Pour remédier à cette carence, les chercheurs peuvent recourir à un certain nombre de bibliographies rétrospectives de sources primaires et secondaires comme English-Canadian Literature to 1900 de R.G. Moyle (1976), Modern English-Canadian Poetry de Peter Stevens (1978) et Modern English-Canadian Prose de Helen Hoy (1983). Outre le corpus de plus de 150 auteurs et une liste complète d'ouvrages critiques et historiques proposés, ces documents de référence offrent également aux étudiants et aux jeunes chercheurs une vue d'ensemble de la littérature canadienne jusqu'aux années 70 et mettent à leur portée d'autres éléments de référence : anthologies clés, ouvrages d'histoire littéraire et de critique générale et périodiques littéraires importants.
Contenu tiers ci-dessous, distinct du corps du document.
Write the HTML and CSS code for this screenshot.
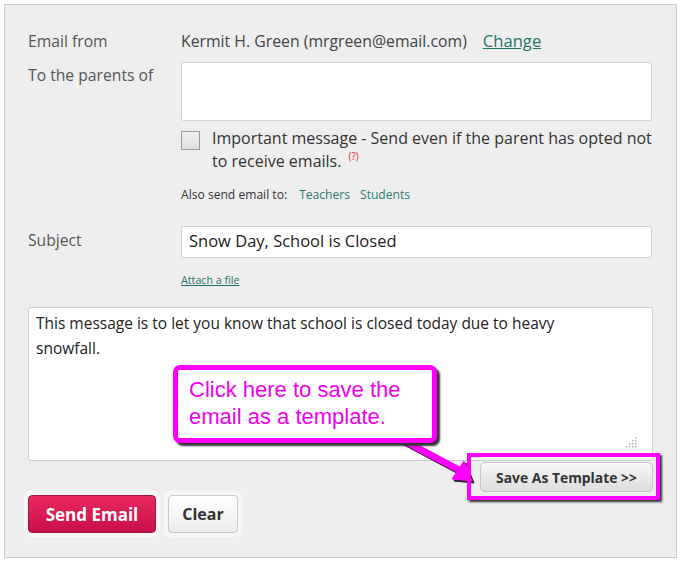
FILE: index.html
```html
<!DOCTYPE html>
<html>
<head>
<meta charset="utf-8">
<link rel="stylesheet" href="styles.css">
</head>
<body>
<div class="panel">
  <div class="row row-from">
    <div class="label">Email from</div>
    <div class="value">Kermit H. Green (mrgreen@email.com)<a class="change">Change</a></div>
  </div>
  <div class="row row-to">
    <div class="label label-top">To the parents of</div>
    <div class="field">
      <div class="box box-to"></div>
      <div class="important">
        <span class="checkbox"></span>
        <span class="important-text">Important message - Send even if the parent has opted not<br>to receive emails. <sup class="help">(?)</sup></span>
      </div>
      <div class="also">Also send email to:<a class="teal first">Teachers</a><a class="teal">Students</a></div>
    </div>
  </div>
  <div class="row row-subject">
    <div class="label">Subject</div>
    <div class="field">
      <div class="box box-subject">Snow Day, School is Closed</div>
      <a class="attach">Attach a file</a>
    </div>
  </div>
  <div class="box box-message">This message is to let you know that school is closed today due to heavy snowfall.
    <svg class="grip" width="12" height="12" viewBox="0 0 12 12">
      <g fill="#b5b5b5">
        <rect x="9" y="1" width="1.5" height="1.5"/>
        <rect x="6" y="4" width="1.5" height="1.5"/><rect x="9" y="4" width="1.5" height="1.5"/>
        <rect x="3" y="7" width="1.5" height="1.5"/><rect x="6" y="7" width="1.5" height="1.5"/><rect x="9" y="7" width="1.5" height="1.5"/>
        <rect x="0" y="10" width="1.5" height="1.5"/><rect x="3" y="10" width="1.5" height="1.5"/><rect x="6" y="10" width="1.5" height="1.5"/><rect x="9" y="10" width="1.5" height="1.5"/>
      </g>
    </svg>
  </div>
  <div class="template-row">
    <button class="btn-template">Save As Template &gt;&gt;</button>
  </div>
  <div class="actions">
    <span class="halo"><button class="btn-send">Send Email</button></span>
    <span class="halo"><button class="btn-clear">Clear</button></span>
  </div>

  <svg class="arrow" width="680" height="560" viewBox="0 0 680 560">
    <g transform="translate(2,2)" fill="#222" stroke="#222">
      <line x1="392" y1="432" x2="456" y2="466" stroke-width="7"/>
      <polygon points="467,476 447,474 459,456" stroke-width="1"/>
    </g>
    <g fill="#ff00ff" stroke="#ff00ff">
      <line x1="392" y1="432" x2="456" y2="466" stroke-width="7"/>
      <polygon points="467,476 447,474 459,456" stroke-width="1"/>
    </g>
  </svg>
  <div class="callout">Click here to save the email as a template.</div>
  <div class="highlight"></div>
</div>
</body>
</html>
```

FILE: styles.css
```css
html, body {
  margin: 0;
  padding: 0;
  background: #ffffff;
}

body {
  font-family: "Open Sans", "Lato", sans-serif;
}

.panel {
  position: relative;
  margin: 4px 4px 0 4px;
  width: 625px;
  height: 506px;
  padding: 26px 23px 20px 23px;
  border: 1px solid #cccccc;
  background: #eeeeee;
}

.row {
  display: grid;
  grid-template-columns: 153px 471px;
}

.label {
  font-size: 15.7px;
  line-height: 20px;
  color: #555555;
}

.label-top {
  padding-top: 3px;
}

.value {
  font-size: 15.8px;
  line-height: 20px;
  color: #444444;
}

.change {
  margin-left: 16px;
  color: #1f7467;
  text-decoration: underline;
  font-size: 16.6px;
}

.row-to {
  margin-top: 11px;
}

.box {
  background: #ffffff;
  border: 1px solid #cfcfcf;
  border-radius: 3px;
  box-sizing: border-box;
}

.box-to {
  height: 59px;
}

.important {
  display: flex;
  align-items: flex-start;
  margin-top: 6px;
}

.checkbox {
  flex: none;
  width: 17px;
  height: 17px;
  margin-top: 4px;
  border: 1px solid #9a9a9a;
  background: linear-gradient(#f2f2f2, #dedede);
}

.important-text {
  margin-left: 12px;
  font-size: 16px;
  line-height: 23px;
  color: #333333;
  white-space: nowrap;
}

.help {
  font-size: 10px;
  color: #e8242c;
  vertical-align: 7px;
  line-height: 0;
  margin-left: 3px;
}

.also {
  margin-top: 14px;
  font-size: 12.1px;
  line-height: 16px;
  color: #333333;
}

.teal {
  color: #2b7c70;
  margin-left: 10px;
}

.teal.first {
  margin-left: 12px;
}

.row-subject {
  margin-top: 23px;
}

.row-subject .label {
  padding-top: 4px;
}

.box-subject {
  height: 32px;
  padding: 3px 7px;
  font-size: 16.5px;
  line-height: 22px;
  color: #222222;
}

.attach {
  display: block;
  margin-top: 15px;
  font-size: 10.7px;
  line-height: 14px;
  color: #1f7467;
  text-decoration: underline;
}

.box-message {
  position: relative;
  margin-top: 20px;
  width: 625px;
  height: 154px;
  padding: 3px 30px 5px 7px;
  font-size: 15.5px;
  line-height: 25px;
  color: #222222;
}

.grip {
  position: absolute;
  right: 14px;
  bottom: 12px;
}

.template-row {
  display: flex;
  justify-content: flex-end;
  margin-top: 1px;
}

.btn-template {
  width: 173px;
  height: 30px;
  border: 1px solid #c4c4c4;
  border-radius: 5px;
  background: linear-gradient(#f7f7f7, #dedede);
  font-family: "Open Sans", sans-serif;
  font-weight: bold;
  font-size: 13.9px;
  color: #333333;
  padding: 0;
}

.actions {
  display: flex;
  gap: 4px;
  margin-top: -1px;
  margin-left: -4px;
}

.halo {
  display: block;
  padding: 4px;
  background: #f6f6f6;
  border-radius: 7px;
}

.btn-send {
  display: block;
  width: 128px;
  height: 38px;
  border: 1px solid #9e1840;
  border-radius: 4px;
  background: linear-gradient(#e92a5f, #c90e48);
  color: #ffffff;
  font-family: "Open Sans", sans-serif;
  font-weight: bold;
  font-size: 17px;
  padding: 0;
}

.btn-clear {
  display: block;
  width: 70px;
  height: 38px;
  border: 1px solid #c8c8c8;
  border-radius: 4px;
  background: linear-gradient(#ffffff, #ececec);
  color: #333333;
  font-family: "Open Sans", sans-serif;
  font-weight: bold;
  font-size: 16px;
  padding: 0;
}

.arrow {
  position: absolute;
  left: 0;
  top: 0;
  pointer-events: none;
}

.callout {
  position: absolute;
  left: 168px;
  top: 360px;
  width: 243px;
  height: 62px;
  padding: 6px 0 0 11px;
  border: 5px solid #ff00ff;
  border-radius: 7px;
  background: #ffffff;
  box-shadow: 3px 3px 2px #333333;
  font-family: "Liberation Sans", Arial, sans-serif;
  font-size: 22px;
  line-height: 27px;
  color: #f000f0;
}

.highlight {
  position: absolute;
  left: 462px;
  top: 448px;
  width: 185px;
  height: 39px;
  border: 4px solid #ff00ff;
  box-shadow: 2px 2px 2px #333333;
}
```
Plus riche et plus détaillée, The Annotated Bibliography of Canada's Major Authors (1979- ) de Jack David et Robert Lecker, permet de suivre par volume cinq écrivains importants. Une fois terminée, la série comptera 50 auteurs et sera assortie, outre la liste habituelle des sources primaire et secondaires, de documents aussi intéressants que des manuscrits, des oeuvres publiées dans des périodiques (production non négligeable pour des poètes) et des comptes-rendus.
Bien entendu, au-delà des oeuvres de fiction, les chercheurs s'intéresseront à des disciplines connexes que sont l'histoire ou les études autochtones. À cet égard, la Bibliography of Canadian Bibliographies de Douglas Lochhead (1972) et des guides régionaux spécialisés permettent de trouver aisément une bibliographie abondante à laquelle s'ajoutent sans le Canadian Periodical Index (annuel), le Canadian Book Review Annual, Canadiana et la MLA International Bibliography (annuelle). Bien qu'elle soit publiée aux États-Unis, cette dernière renferme pourtant d'importantes références à la critique canadienne contemporaine.
Force est de reconnaître cependant que, malgré l'accroissement des outils de recherche, les bibliographies énumératives au Canada restent encore trop disparates et restreintes d'autant plus que peu d'attention est accordée à la transmission textuelle, aux variantes et aux auteurs mineurs. L'enquête bibliographique dépend pour l'essentiel de préférences et d'initiatives individuelles, ce qui, par ricochet, pointe à l'horizon la nécessité d'un effort accru de la part de tous les chercheurs en faveur de la production d'une bibliographie universelle regroupant toutes les sources littéraires primaires et secondaires canadiennes. À tout prendre, la bibliographie énumérative a été au moins amorcée. Peut-on dire autant de la bibliographie textuelle?
On a longtemps estimé que la bibliographie textuelle et analytique n'était nécessaire que pour déterminer la provenance d'anciens textes, comme ceux de Shakespeare ou de Milton et dont il existe de nombreuses versions ou variantes faisant autorité. Dans un tel contexte, la bibliographie analytique examinait alors l'histoire de l'impression des textes et la bibliographie textuelle en vue d'appliquer les résultats obtenus à la production d'une édition définitive. Aujourd'hui, on admet que la bibliographie textuelle ne s'impose que lorsqu'il s'agit de produire une édition critique selon les modalités suivantes : 1) établir et recueillir les textes qui font autorité; 2) choisir un texte étalon; 3) rassembler tous les textes ou toutes les versions sans exception; 4) déterminer un texte pour l'édition; 5) préparer un appareil critique; 6) fixer par ces étapes l'étendue des modifications et des corrections obligatoires. Faute de telles modalités dans le passé, les nouvelles éditions des classiques canadiens, lorsqu'elles n'étaient pas tronquées ou corrompues, correspondaient de simples réimpressions de n'importe quelle édition précédente.
Cependant, soucieux de la fidélité textuelle, les éditeurs de classiques canadiens ont, au cours des dernières années, donné une place importante à la « bibliographie textuelle ». Pour s'en convaincre, il suffit de citer les nouvelles éditions critiques de The History of Emily Montague de Frances BROOKE (1769) et WACOUSTA de John RICHARDSON (1832), produites par le Centre for Editing Early Canadian Texts de l'U. Carleton, sans oublier les projets éditoriaux majeurs envisagés pour l'oeuvre d'E.J. Pratt et d'A.M. Klein, qui ont défini en la matière un nouveau modus operandi, garant d'une transmission aussi sérieuse que fidèle de la littérature canadienne anglaise comme celle de toute autre nation.